There are other characters, too, masterfully depicted by le Carré. Those of you who are old enough will remember the term “displaced person”. After World War II, when Europe tore itself apart, there were millions of people seeking a new home. For many, the countries to which they once belonged were overrun by the Soviets and no longer existed as sovereign nations – Estonia, Lithuania, and Latvia.
Some of these exiles were recruited by the British to spy on the USSR. Le Carré gives us an unforgettable little vignette of some of them, living in London and manning “embassies” for their countries from dingy offices. The pathos here is so tangible to the reader that it is difficult to hold back your tears.
But it is in the character of George Smiley, especially, that le Carré excels himself. Just as a great portrait painter might slightly accentuate some features of his subject to highlight them, so too does le Carré slightly accentuate the characteristics of Smiley.
So masterfully is this done that each of us not only knows exactly what George Smiley looks like and how he will behave, but we all have the very same picture in our minds.
How do I know this? Well, I have friends who are also fans like me and when I discuss with them the performance of Alec Guinness as Smiley in the BBC film adaptations, all of us say exactly the same thing – Guinness is George Smiley. He perfectly depicts what each of us had in mind when we read the books. Of course, much of the credit must go to Guinness too, but we need to recall that le Carré did the screenplay.
Alec Guinness is George Smiley; though, Gary Oldman,
left, might make a good doppelganger.
By rights, George Smiley should have died long ago. We can be accurate about the date. Officially, it was November 9, 1989, at that precise moment when some apparatchik from the East German Communist Party announced that its citizens were free to cross into West Germany (the unofficial fall was earlier). Only one commentator in the West had predicted that fall accurately. It was one of my favourite columnists, Bernard Levin. He even gave a date – July 14, 1989. He was only a few months out.
In the West it was, understandably, a moment for great rejoicing. And yet, for a certain group of people – the readers of spy stories – that joy was mixed with a certain sadness. For then we knew that our hero – paradoxically the greatest non-hero of espionage stories – could no longer practice his dark arts against Karla.
But le Carré simply could not let him die or fade away in some new escapade – it was now beyond his power in a sense. There would have been a public outcry. I remember reading, in an essay by Simon Leys (another writer who uses a pseudonym), of some extraordinary criticisms directed against Miguel Cervantes for treating his literary creation, Don Quixote, so badly – allowing him to be beaten up in nearly every chapter! Such was the power of Cervantes to bring to life a fictional person.

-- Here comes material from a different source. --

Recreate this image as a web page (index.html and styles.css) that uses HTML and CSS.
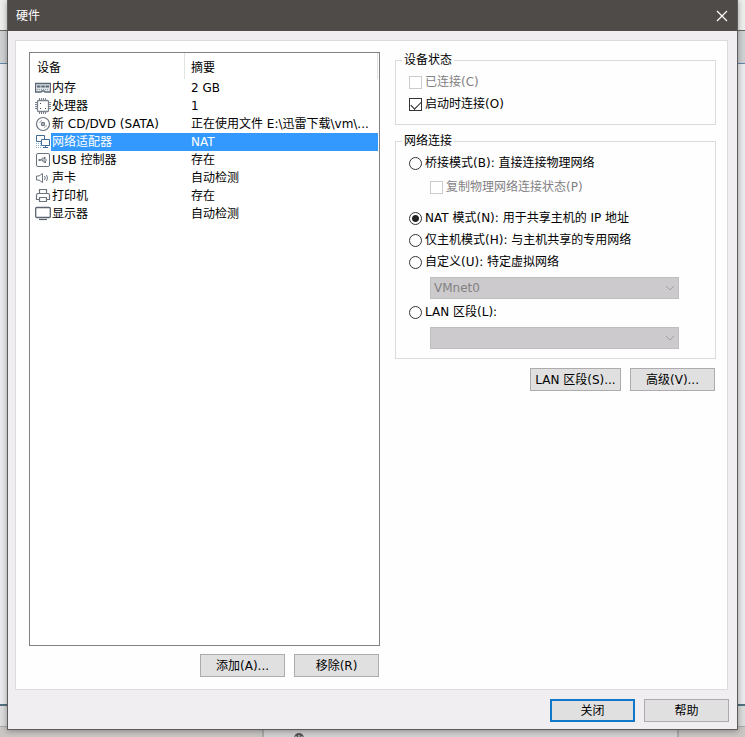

Likewise, the little nondescript spy had, in a sense, assumed a life for himself in the minds of millions of readers (or viewers, in the case of the movies). So, I was not at all surprised to learn that a new spy book from le Carré (A Legacy of Spies) hit the bookstalls last year and that George Smiley, now an old man indeed, makes an entrance near the end.
But the fall of the Berlin Wall has meant that le Carré must now rely on some form of retrospection and this changes things. I have not read the book and I probably will not.
My George Smiley does not age. A slightly chubby little figure in overcoat and hat, he still waits at the checkpoint in Berlin, peering into the rainy night, periodically rubbing his glasses with his handkerchief and adjusting his hat. He is, like all of us, a displaced person, waiting for a homecoming.